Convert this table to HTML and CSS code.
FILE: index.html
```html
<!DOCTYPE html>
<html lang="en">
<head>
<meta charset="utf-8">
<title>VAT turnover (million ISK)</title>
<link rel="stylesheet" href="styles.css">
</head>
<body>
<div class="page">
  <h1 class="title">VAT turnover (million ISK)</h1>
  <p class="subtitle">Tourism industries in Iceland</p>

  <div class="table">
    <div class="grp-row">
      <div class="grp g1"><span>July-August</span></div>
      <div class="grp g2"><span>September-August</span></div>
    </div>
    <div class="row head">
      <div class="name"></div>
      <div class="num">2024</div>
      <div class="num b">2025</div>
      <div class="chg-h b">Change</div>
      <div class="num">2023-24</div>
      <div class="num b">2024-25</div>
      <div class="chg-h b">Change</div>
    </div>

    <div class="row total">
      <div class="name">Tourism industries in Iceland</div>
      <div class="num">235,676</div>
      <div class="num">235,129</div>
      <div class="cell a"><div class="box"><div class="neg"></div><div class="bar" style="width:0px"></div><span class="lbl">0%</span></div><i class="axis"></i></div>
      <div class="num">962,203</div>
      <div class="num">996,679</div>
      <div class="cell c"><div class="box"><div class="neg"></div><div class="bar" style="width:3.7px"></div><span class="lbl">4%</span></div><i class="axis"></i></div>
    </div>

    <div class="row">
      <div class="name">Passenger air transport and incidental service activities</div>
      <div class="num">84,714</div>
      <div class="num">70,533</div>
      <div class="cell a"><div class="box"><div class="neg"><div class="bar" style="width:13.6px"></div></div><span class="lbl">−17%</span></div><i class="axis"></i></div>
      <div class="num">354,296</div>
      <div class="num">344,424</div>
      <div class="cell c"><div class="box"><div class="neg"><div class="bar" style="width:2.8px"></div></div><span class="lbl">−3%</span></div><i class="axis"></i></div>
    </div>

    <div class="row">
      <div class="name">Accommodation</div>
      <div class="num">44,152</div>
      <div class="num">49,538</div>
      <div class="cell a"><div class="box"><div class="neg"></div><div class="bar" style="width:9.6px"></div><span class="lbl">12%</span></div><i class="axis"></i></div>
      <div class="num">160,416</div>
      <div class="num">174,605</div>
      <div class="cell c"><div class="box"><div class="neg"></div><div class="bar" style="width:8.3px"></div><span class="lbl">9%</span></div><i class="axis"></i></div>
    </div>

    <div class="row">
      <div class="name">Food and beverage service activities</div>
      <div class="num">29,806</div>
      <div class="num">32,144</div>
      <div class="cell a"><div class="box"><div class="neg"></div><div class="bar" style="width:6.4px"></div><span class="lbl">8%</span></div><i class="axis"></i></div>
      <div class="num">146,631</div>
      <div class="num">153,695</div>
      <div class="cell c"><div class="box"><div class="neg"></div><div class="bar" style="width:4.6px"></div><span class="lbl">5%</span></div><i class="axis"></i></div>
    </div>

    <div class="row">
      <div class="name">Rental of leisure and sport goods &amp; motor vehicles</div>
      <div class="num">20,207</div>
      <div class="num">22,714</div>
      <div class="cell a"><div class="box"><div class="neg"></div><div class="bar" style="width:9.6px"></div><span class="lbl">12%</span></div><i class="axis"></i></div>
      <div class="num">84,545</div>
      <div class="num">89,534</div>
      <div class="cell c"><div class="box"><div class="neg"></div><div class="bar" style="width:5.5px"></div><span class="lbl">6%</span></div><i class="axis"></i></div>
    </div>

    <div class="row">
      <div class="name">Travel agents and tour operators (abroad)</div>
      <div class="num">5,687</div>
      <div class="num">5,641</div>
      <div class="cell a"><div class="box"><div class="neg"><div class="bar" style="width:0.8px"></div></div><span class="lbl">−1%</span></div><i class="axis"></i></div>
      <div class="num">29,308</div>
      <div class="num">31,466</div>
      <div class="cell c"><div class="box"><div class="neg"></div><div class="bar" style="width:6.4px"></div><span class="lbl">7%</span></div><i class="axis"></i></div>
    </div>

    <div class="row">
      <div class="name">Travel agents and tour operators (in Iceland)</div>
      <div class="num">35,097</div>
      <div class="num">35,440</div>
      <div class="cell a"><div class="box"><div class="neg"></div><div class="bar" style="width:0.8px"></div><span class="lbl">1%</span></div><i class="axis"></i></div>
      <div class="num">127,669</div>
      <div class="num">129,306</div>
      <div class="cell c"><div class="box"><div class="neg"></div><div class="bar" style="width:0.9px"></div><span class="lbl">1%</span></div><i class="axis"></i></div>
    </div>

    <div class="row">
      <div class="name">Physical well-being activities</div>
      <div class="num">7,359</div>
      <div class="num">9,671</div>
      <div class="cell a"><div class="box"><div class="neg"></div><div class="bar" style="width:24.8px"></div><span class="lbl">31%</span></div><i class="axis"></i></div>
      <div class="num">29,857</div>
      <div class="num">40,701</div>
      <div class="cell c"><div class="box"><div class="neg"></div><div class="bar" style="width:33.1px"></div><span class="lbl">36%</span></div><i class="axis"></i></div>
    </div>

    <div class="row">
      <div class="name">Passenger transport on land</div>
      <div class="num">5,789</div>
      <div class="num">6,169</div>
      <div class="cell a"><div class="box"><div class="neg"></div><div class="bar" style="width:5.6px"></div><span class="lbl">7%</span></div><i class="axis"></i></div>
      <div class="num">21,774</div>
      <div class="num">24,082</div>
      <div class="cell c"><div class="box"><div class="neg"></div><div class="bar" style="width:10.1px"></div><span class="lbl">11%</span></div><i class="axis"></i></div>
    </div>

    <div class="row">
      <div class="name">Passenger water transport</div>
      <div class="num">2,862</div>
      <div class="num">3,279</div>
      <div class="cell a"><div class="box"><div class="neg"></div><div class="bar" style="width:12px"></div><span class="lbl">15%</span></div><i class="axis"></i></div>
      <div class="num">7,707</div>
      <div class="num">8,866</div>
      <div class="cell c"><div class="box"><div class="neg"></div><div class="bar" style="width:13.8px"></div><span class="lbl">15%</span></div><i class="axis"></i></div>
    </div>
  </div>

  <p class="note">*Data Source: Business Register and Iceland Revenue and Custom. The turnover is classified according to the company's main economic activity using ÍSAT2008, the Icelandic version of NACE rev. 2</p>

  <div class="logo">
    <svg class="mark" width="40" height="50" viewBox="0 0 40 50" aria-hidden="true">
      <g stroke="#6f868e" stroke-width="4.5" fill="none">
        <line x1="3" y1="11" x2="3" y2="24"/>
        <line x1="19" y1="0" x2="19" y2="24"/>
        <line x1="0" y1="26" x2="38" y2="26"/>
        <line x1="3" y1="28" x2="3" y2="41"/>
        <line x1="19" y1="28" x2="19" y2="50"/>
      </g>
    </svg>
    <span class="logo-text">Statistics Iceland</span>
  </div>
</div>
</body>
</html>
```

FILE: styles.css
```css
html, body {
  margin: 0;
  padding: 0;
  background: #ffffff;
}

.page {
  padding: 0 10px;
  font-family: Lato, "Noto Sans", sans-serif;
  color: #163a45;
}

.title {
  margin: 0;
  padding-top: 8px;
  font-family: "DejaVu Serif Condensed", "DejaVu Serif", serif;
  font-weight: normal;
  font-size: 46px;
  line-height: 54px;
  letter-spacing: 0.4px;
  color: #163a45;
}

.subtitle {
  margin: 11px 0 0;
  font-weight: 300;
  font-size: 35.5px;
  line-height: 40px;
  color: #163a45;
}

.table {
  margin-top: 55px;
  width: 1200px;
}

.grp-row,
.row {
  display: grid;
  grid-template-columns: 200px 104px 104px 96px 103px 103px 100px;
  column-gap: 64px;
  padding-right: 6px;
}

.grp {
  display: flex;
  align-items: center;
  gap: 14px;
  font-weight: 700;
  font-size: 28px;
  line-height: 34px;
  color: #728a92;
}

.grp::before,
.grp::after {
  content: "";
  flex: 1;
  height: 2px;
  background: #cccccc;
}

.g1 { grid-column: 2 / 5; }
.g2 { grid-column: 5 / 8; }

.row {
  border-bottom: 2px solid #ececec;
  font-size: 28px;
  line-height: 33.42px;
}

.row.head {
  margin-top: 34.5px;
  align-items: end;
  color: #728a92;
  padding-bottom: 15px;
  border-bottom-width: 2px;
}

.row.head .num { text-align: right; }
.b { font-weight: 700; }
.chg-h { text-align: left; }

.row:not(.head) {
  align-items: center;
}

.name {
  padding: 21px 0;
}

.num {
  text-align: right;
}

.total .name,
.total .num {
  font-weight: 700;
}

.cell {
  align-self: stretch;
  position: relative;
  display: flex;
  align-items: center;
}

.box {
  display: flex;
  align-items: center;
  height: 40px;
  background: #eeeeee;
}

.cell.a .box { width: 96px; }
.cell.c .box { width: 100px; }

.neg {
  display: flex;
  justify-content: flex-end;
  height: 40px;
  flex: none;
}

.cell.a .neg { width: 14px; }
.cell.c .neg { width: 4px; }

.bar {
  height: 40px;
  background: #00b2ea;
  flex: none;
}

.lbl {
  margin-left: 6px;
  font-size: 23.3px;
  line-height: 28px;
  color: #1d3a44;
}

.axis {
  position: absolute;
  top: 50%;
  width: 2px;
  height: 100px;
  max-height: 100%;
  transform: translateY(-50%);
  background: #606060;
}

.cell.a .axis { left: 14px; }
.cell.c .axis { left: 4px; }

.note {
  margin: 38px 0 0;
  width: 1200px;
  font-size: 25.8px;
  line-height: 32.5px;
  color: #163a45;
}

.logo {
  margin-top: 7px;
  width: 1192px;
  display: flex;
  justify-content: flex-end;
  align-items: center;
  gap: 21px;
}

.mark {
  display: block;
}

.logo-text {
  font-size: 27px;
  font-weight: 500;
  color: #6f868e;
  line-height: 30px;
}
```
----
WORK REQUIRED: Pick out each line in the material containing "table".

EXPECTED ANSWER:
Convert this table to HTML and CSS code.
  <div class="table">
.table {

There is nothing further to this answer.